Smart HPA: Engineering the Fluid Cloud
In the high-stakes architecture of cloud computing, the traditional "Horizontal Pod Auto-scaler" (HPA) acts like a rigid dispatcher. It adds more servers in response to traffic surges until it hits a hard, predefined ceiling. Once that limit is reached, the service simply chokes, even if a neighboring microservice at the same company sits on a massive, unused surplus of processing power.
The Hierarchical Framework: Smart HPA
A new study engineers a bypass for this digital bottleneck. It introduces Smart HPA, a hierarchical framework that allows microservices to "borrow" resources from one another in real-time.
From Silos to a Fluid Pool
By transforming a cluster from a collection of isolated silos into a fluid resource pool, the system ensures a sudden spike in shoppers on a "Frontend" service doesn't crash the site while the "Email" service sits idle.
For the average user, this means the difference between a seamless checkout and a "504 Gateway Timeout" error during a flash sale.
Benchmark & Methodology
The researchers validated this approach using the "Online Boutique" benchmark—a complex ecosystem of 11 microservices. The benchmark was run on 10 Amazon EC2 t3.medium instances.
Performance Contrast: Stark Results
The data reveals a stark contrast between standard Kubernetes protocols and this new coordination model.

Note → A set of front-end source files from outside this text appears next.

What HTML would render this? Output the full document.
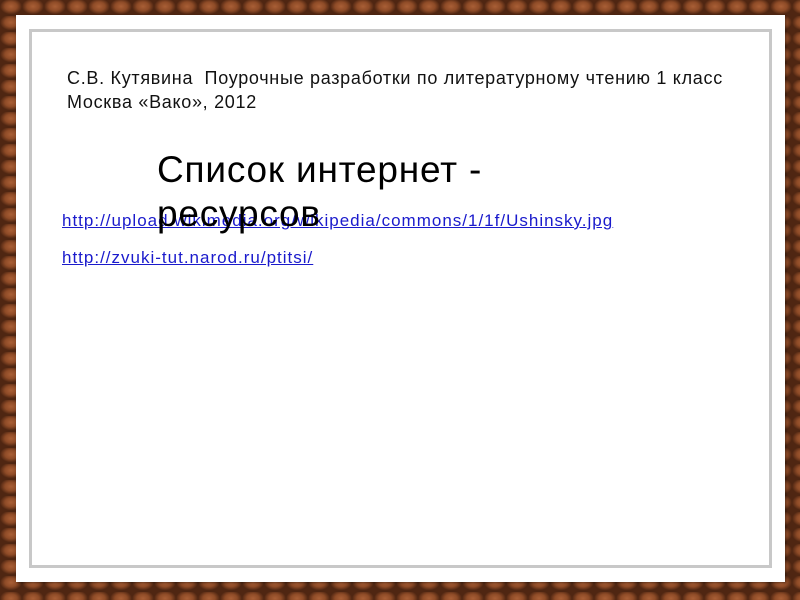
<!DOCTYPE html>
<html><head><meta charset="utf-8"><style>
html,body{margin:0;padding:0}
body{width:800px;height:600px;position:relative;overflow:hidden;
background-color:#7e4024;
background-image:
radial-gradient(ellipse 11px 8px at 50% 40%, #a95f36 0%, #8e4b27 55%, #4f2612 100%),
radial-gradient(ellipse 11px 8px at 50% 40%, #a95f36 0%, #8e4b27 55%, #4f2612 100%);
background-size:22px 16px,22px 16px;
background-position:0 0,11px 8px;}
.panel{position:absolute;left:16px;top:15px;width:769px;height:567px;background:#fff;box-shadow:1px 1px 2px rgba(0,0,0,.4)}
.frame{position:absolute;left:29px;top:29px;width:737px;height:533px;border:3px solid #c8c8c8;background:#fff}
.t{position:absolute;font-family:"Liberation Sans",sans-serif;color:#111;white-space:nowrap}
a{color:#1a1acc;text-decoration:underline;font-family:"Liberation Sans",sans-serif;font-size:17px;letter-spacing:1px;position:absolute;left:62px;white-space:nowrap}
</style></head><body>
<div class="panel"></div><div class="frame"></div>
<div class="t" style="left:67px;top:66px;font-size:18px;letter-spacing:0.7px;line-height:24px">С.В. Кутявина&nbsp; Поурочные разработки по литературному чтению 1 класс<br>Москва «Вако», 2012</div>
<a style="top:211px">http://upload.wikimedia.org/wikipedia/commons/1/1f/Ushinsky.jpg</a>
<a style="top:248px">http://zvuki-tut.narod.ru/ptitsi/</a>
<div class="t" style="left:157px;top:148px;font-size:37px;letter-spacing:0.8px;line-height:44px;color:#000">Список интернет -<br>ресурсов</div>
</body></html>
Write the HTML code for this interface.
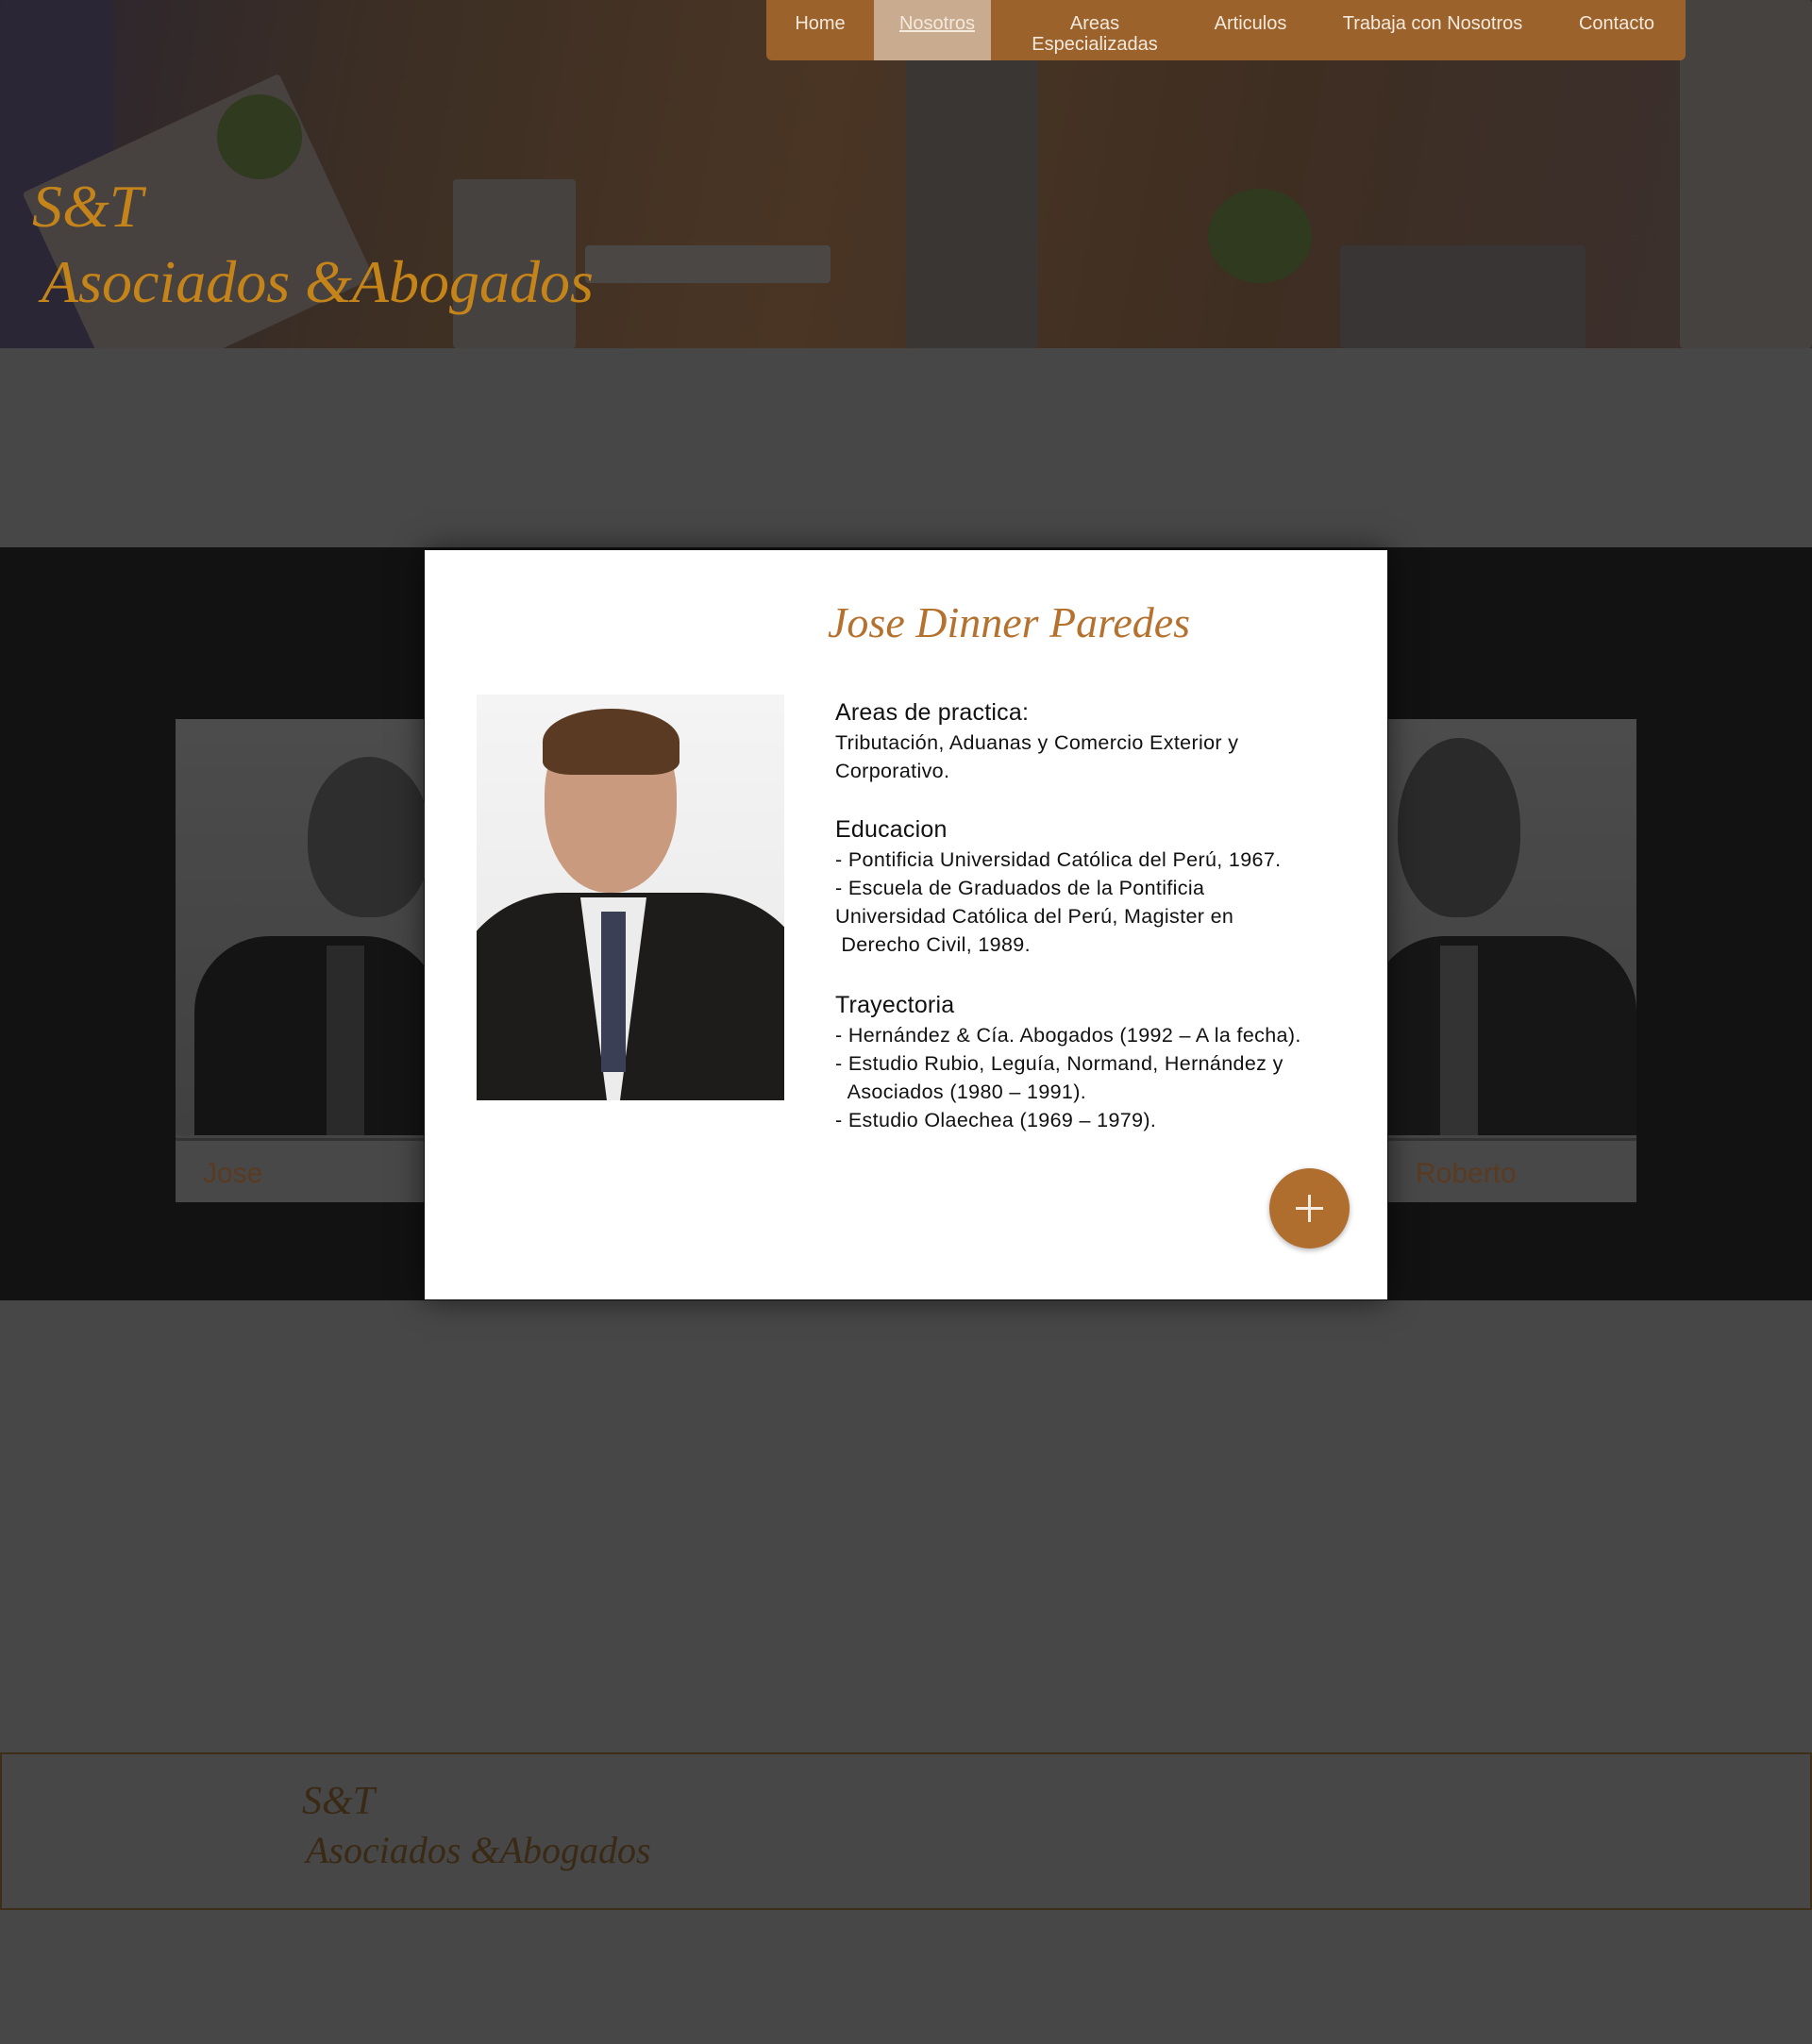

The Baseline: Standard Kubernetes
In a standard 5R-50% scenario, the Kubernetes baseline suffered:
- Mean Underprovisioning: 934.04m
- Duration: 13.46 minutes
The Intervention: Smart HPA
In the exact same conditions, Smart HPA recorded zero CPU Underprovisioning. This effectively eliminated the period where the system lacked sufficient power to function.
Quantifying the Efficiency Gains
The efficiency gains extended across multiple performance metrics.
Dramatic Reductions in Waste
Compared to the baseline, Smart HPA achieved:
- CPU Overutilization: Reduced by a factor of 5.08x
- Overprovisioning (5R-20% scenario): Slashed by a factor of 7.07x
Boosting Real Resource Supply
By dynamically reallocating "starving" resources, the system boosted the actual supply of CPU by 1.83x during high-load, low-threshold events.
Limitations & The Path Forward
Despite these leaps in coordination, the system is not yet a crystal ball. The authors note two key limitations.
A Reactive, Not Proactive, System
The current heuristics are reactive. Smart HPA responds to stress rather than predicting it before it happens.
Physical Startup Latency
While the system manages resources brilliantly, it is still subject to the physical startup latency of containers. This is the literal seconds it takes for a new digital worker to "wake up."
Future iterations may need to integrate AI-based forecasting to anticipate spikes. For now, Smart HPA proves that in the world of microservices, sharing isn't just a virtue—it’s a performance necessity.
Based on: Ahmad, H., Treude, C., Wagner, M., & Szabo, C. (2024). Smart HPA: A Resource-Efficient Horizontal Pod Auto-scaler for Microservice Architectures. Proceedings of the 21st IEEE International Conference on Software Architecture (ICSA). arXiv:2403.07909v1.